Who is the big winner in all of this? Obviously, at the top of the list are the Saudis, who are successfully carrying out their strategy of a global infiltration of the sports world. After major inroads in soccer, Formula One, eSports and gaming, this is their biggest conquest yet.
Of course, another way to look at this is that the Saudis have executed the ultimate in “sportswashing.” It’s the common term regarding Saudi attempts to distract from their human-rights violations. That includes the 2018 murder of journalist Jamal Khashoggi. The CIA concluded that the murder was approved by Saudi Crown Prince Mohammed bin Salman. But the PGA Tour has become complicit in those sportswashing attempts.
More winners: players such as Brooks Koepka, Dustin Johnson, Phil Mickelson and Bryson DeChambeau, who took massive sums of money (more than $100 million in most cases, and $200 million in Phil’s) to join LIV and then faced the scorn and derision of their former tour mates — in addition to getting banned from the PGA Tour.
It will now be much harder for the current PGA Tour players to retain the moral high ground. This new agreement also seems to forge a path back to the PGA Tour for the LIV-ers, though there are hints that there might be some financial penalties attached. Regardless, the players who opted for a money grab will come out golden (as long as they don’t have much of a conscience).
Speaking of Koepka, I wonder if his recent major title in the PGA Championship served roughly the same purpose as Joe Namath leading the New York Jets of the American Football League to an upset Super Bowl win in 1969 — legitimizing the fledgling league. The AFL-NFL merger happened largely because AFL owners had the financial wherewithal to get in a bidding war that the old-guard NFL didn’t have the stomach for.
As for the flip side, super agent Leigh Steinberg aptly summed it up in a tweet: “If there’s a ‘loser’ in this whole scenario, it’s the [PGA] Tour players who were cajoled, guilt-tripped and outright threatened not to leave the Tour for the vast riches of the PIF-backed LIV … only to watch the Tour dip right into those same riches.”
One thing that can’t be taken away from them is the satisfaction of having the courage of their convictions. But those convictions, in a way, were sabotaged by the PGA Tour.
In particular, I feel for Rory McIlroy, who became the de facto (and eloquent) spokesperson for opposition to LIV Golf, and gamely took on Mickelson, who was in many ways of face of LIV. I can’t help but wonder if McIlroy feels now like he was sold a bill of goods.
Mickelson, on the other hand, tweeted Tuesday: “Awesome day today.” It was, indeed, for him, Greg Norman and even former President Donald Trump, who has been a strong LIV backer and offered his golf courses for tournaments.

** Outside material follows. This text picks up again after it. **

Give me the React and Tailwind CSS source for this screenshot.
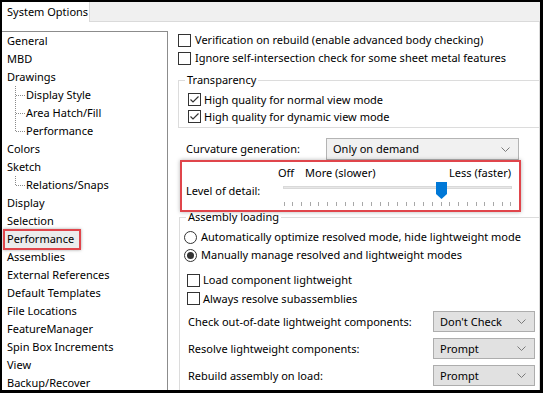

(I can’t wait until Tiger Woods weighs in. No one means more to the world of golf than Tiger, who turned down somewhere in the neighborhood of $700 million-plus from LIV frontman Norman. Tiger doesn’t need the money, obviously, but his approval, or disapproval, of this merger will speak multitudes.)
A huge winner, if you can overlook the distasteful aspects of the merger already delineated, are golf fans. This past year, with a splintered tour and constant sniping, has been distasteful. The idea of unity and global expansion is appealing. Having all the best men’s golfers in the world back together will elevate the game. And you can’t deny that the threat of a rival tour forced the PGA Tour to take steps to spruce up its own house, to the benefit of fans and golfers.
Meanwhile, remember the name Yasir Al-Rumayyan. He’s the head of the PIF and a trusted adviser of the Saudi crown prince. This new deal announced Tuesday installs Al-Rumayyan as the chairperson of the new combined entity that encompasses the PGA Tour, LIV Golf and the DP World Tour. In other words, arguably the most powerful person in golf.
What this new empire will ultimately entail, and how it will run, remains a big mystery. But the biggest mystery is why this happened in the first place.
“It’s insanity,” an unnamed PGA Tour player told ESPN. “The LIV tour was dead in the water. It wasn’t working. Now, you’re throwing them a life jacket? Is the moral of the story to just always take the money?”
I think we’ve just learned the answer to that question.